I had a picture of the actual cover, but I very
much preferred this image, instead.



... all of that was talk involving sports but wasn't about sports, letting sports surround us 24 hours a day, 7 days a week, without any actual sports talk taking place. It was all sizzle and no steak this year, in the world of sports and the world of government, and Obama stands astride those two worlds like a Colossus,


Good, but not as good as the Stephen Colbert picture.


albeit a Colossus who has yet to actually pick up the world and carry it; Obama is a Colossus who's still warming up and stretching for his big feats of strength, and in that, too, he embodies the world of sports like no other person did in 2009, because Obama, as always, carries with him hope: the hope for a better tomorrow, the hope that we have the ability to do better next time.
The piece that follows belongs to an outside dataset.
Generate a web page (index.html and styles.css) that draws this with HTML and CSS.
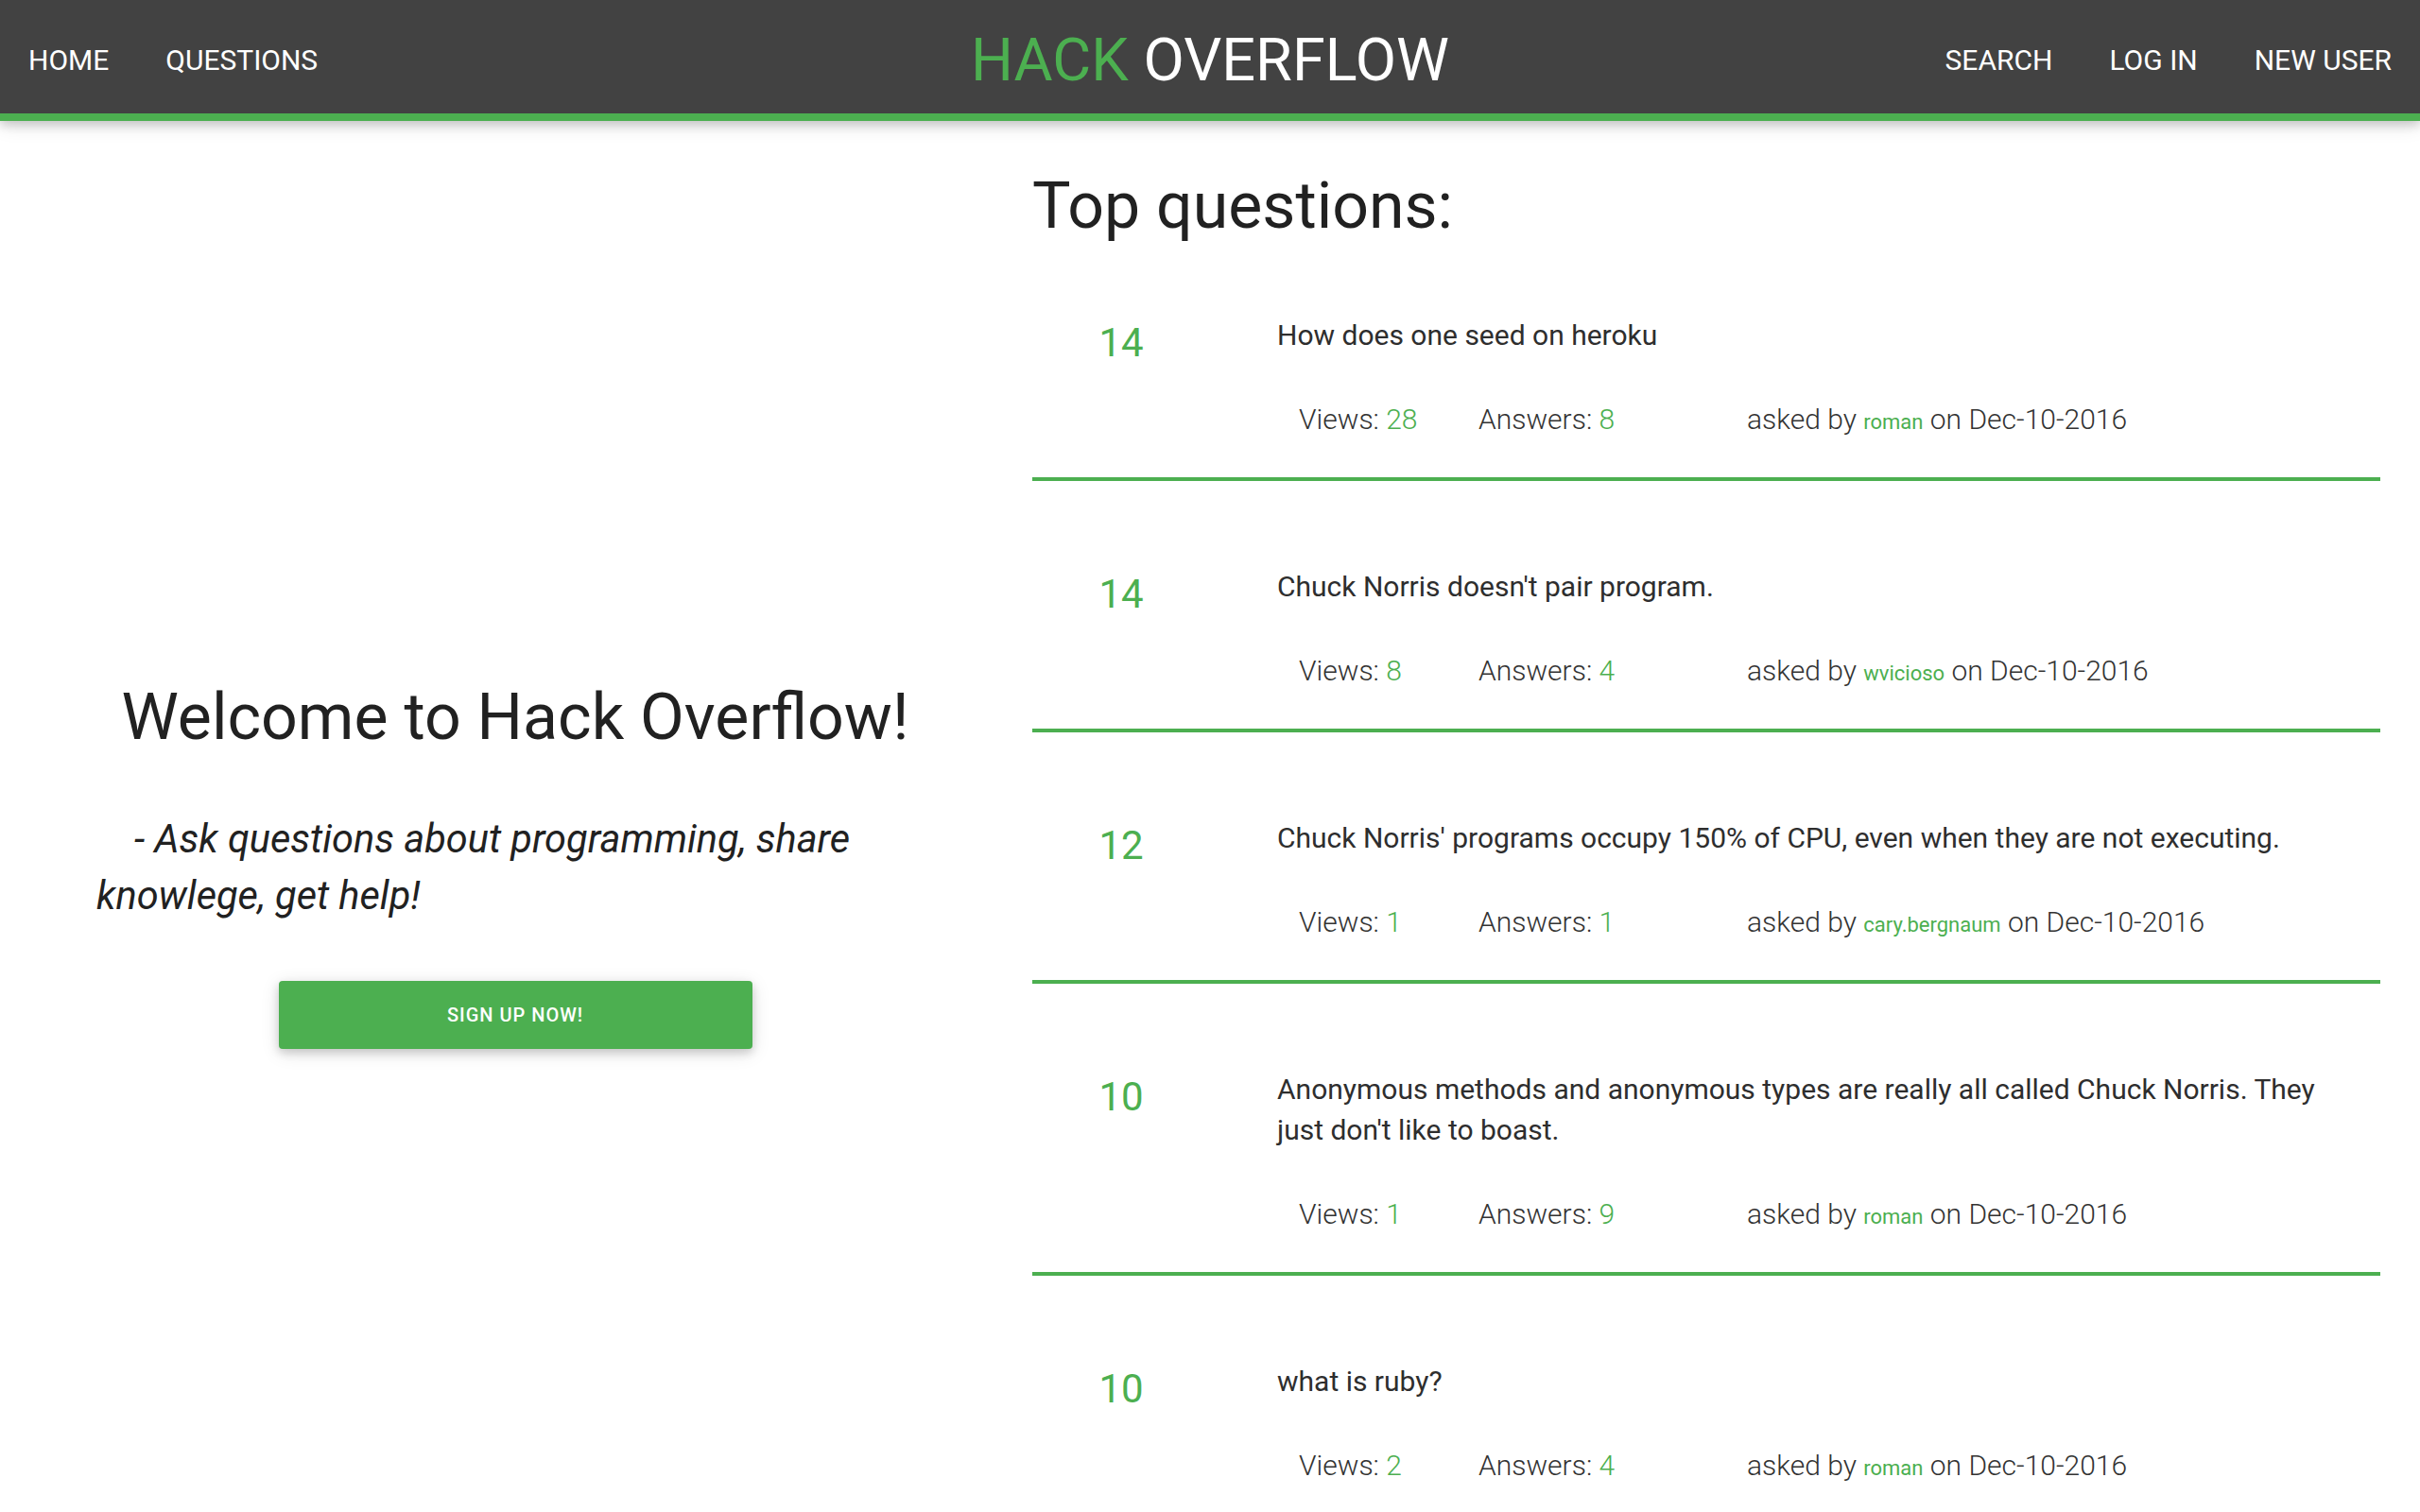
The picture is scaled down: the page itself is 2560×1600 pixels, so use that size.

The ability to look at the troubles of this time, and say to ourselves: We can fix this.

The ability to look at a perfect season gone awry, and say We can still win the championship.

The ability to take adversity in stride and still throw that last-minute touchdown pass to win the big game.

The ability to look at the titans of the world -- the Lakers, the Yankees, the health care industry, the economy -- and say You might have won this round, but we're not giving up and we'll keep on fighting next year.

In sports, as in the Real World, there are the ridiculous moments and the sublime. There are the stupid people and the smart. There are the triumphant victories and the terrible defeats. There are moments of glory and struggles with defeat, and each of those can be transient or lifelong; we hope the bad fades soon and pray the good lingers on, but even when it doesn't, we can look away from the bad result, lift our chin up, clench our fists, and in the manner of the 2009! Nonsportsman! Of The Year!, continue to fight on, continue to lead, and continue to hope.


Boy, looking back on this now, I really nailed it. Except for that hope part at the end. I must have been drunk.